839.51/3869

The Minister in the Dominican Republic (Schoenfeld) to the Secretary of State

No. 827

Sir: I have the honor to enclose for the Department’s strictly confidential information copy of a memorandum of conversation today with Mr. William E. Dunn, Financial Adviser to the Dominican Government and Special Agent for the Emergency, who returned today from a month’s sojourn in the United States.

The memorandum is self-explanatory and sets forth in outline the recommendations to be made by the Financial Adviser to the Dominican Government as to the next step in the procedure for a re-adjustment of the external debt of the Dominican Republic. It is possible that Mr. Dunn’s recommendations, if found acceptable to the President of the Republic, will be acted on in the near future.

Respectfully yours,

H. F. Arthur Schoenfeld
[Enclosure]

Memorandum by the Minister in the Dominican Republic (Schoenfeld)

Mr. William E. Dunn, Financial Adviser to the Dominican Government, who returned from the United States this morning, called on me at 11 a.m. Mr. Dunn said that shortly after his arrival in New York a meeting was held by him with representatives respectively of the National City Bank, Lee, Higginson & Company, Brown Brothers-Harriman, Dillon, Read & Company and the Continental Illinois [Page 625] Trust Company, for the purpose of discussing the Dominican external debt situation. As a result of that and subsequent meetings with representatives of these banks and of the Guaranty Trust Company, Fiscal Agents for Dominican loans, and after consultation of counsel (Mr. Jesse Knight of the firm of Curtis, Mallet-Prevost, Mosle and Colt) a plan had been evolved for further procedure. The plan contemplated the formation of an Advisory Committee, consisting of Messrs. W. W. Cumberland (Chairman), Dana G. Munro and A. W. Kimber of White, Weld, with the assistance of such representatives as the bankers might designate for the purpose, to study the entire question of the Dominican external debt with a view to the eventual formulation of a plan of adjustment which would be considered by a committee to represent the bondholders, to whom the plan would be submitted by the Advisory Committee after consultation with the Fiscal Agents, the Dominican Government and the American Government.

A necessary next step in the procedure, therefore, would be legislative action by the Dominican Government authorizing the Executive Power to deal with the Advisory Committee in order to link up the Dominican Government with the Committee and the other parties in interest, if and as a plan for the permanent re-adjustment of the debt is developed. The legislation in question would simply extend the Emergency Plan in its present form for another year beyond the present date of expiration and would grant the Executive the authority above referred to and authority to make the necessary disbursements from the reserve in the Emergency Fund. Official advice of the Dominican Government’s intention to legislate in this sense would be transmitted to the American Government either directly or through this Legation.
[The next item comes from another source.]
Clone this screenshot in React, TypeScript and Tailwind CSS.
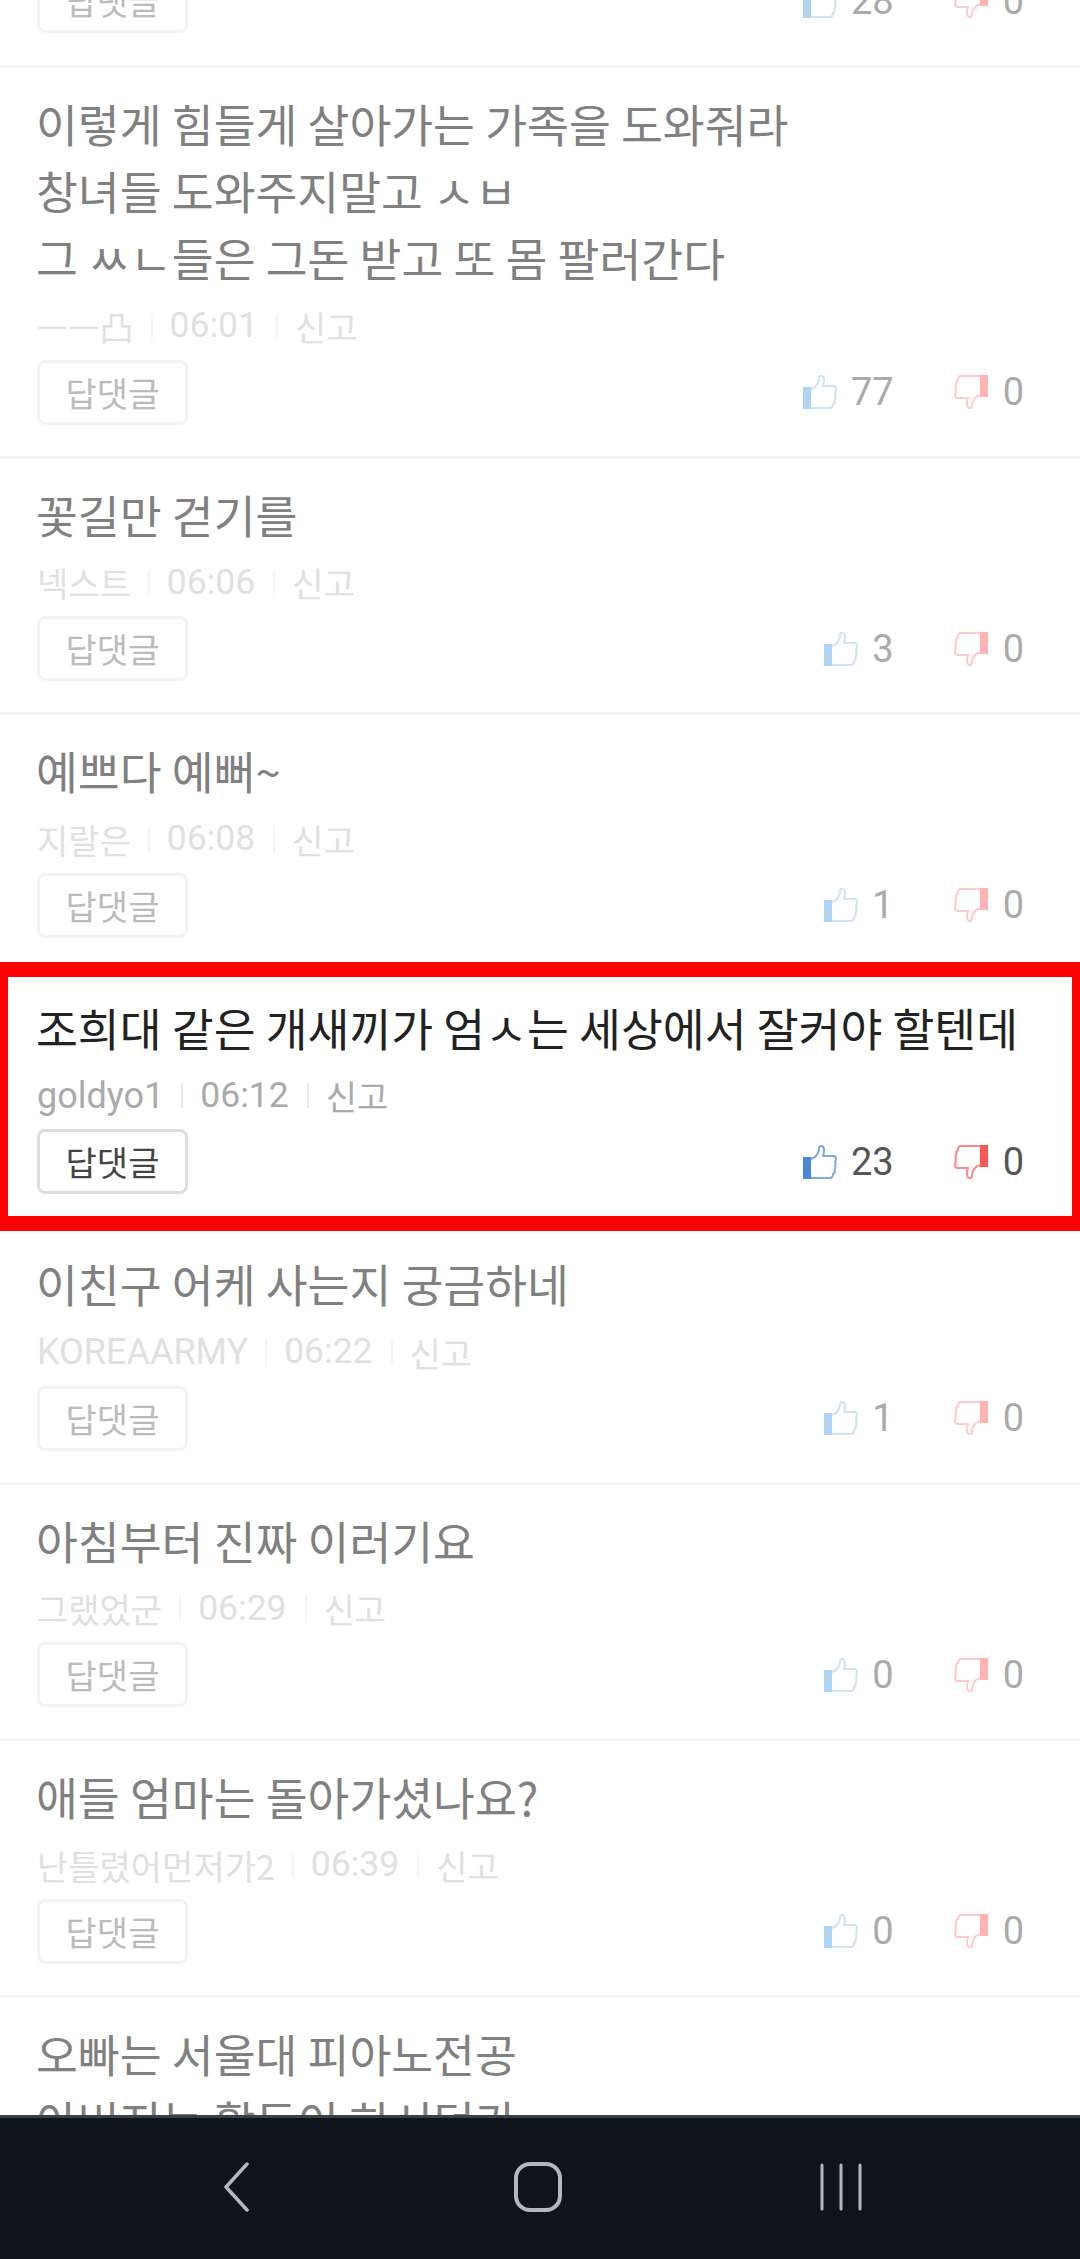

I told Mr. Dunn that I was not in a position to express any opinion on the proposed procedure. Mr. Dunn said that he fully understood that any action which might be taken by the Dominican Government in pursuance of his recommendation along the lines above indicated must necessarily be purely unilateral, in the same way as the Emergency Law, etc., had been unilateral. He urged, however, that without the proposed legislation neither the Advisory Committee, the Fiscal Agents nor the other bankers could properly proceed with the study of any plan for the regularization of the foreign debt question or the correction of the default in sinking fund payments since the Emergency Law went into effect. Under these circumstances it was necessary in his opinion and, as he said, in the opinion of all those whom he had consulted in New York, for the Dominican Government to secure the legislative authority in question. Mr. Dunn pointed out also that under the proposed plan of procedure the Dominican Government would get no more from the Emergency Fund than at present, [Page 626] pending the permanent re-adjustment of the amortization rate, and that this plan admitted of no further delay in execution since continued uncertainty in the existing precarious state of the matter would be harmful to the political and economic stability of the Dominican Republic.

I gathered from what Mr. Dunn said that if the President accepts his recommendation the official note from the Dominican Government notifying of the proposed procedure may soon be forthcoming.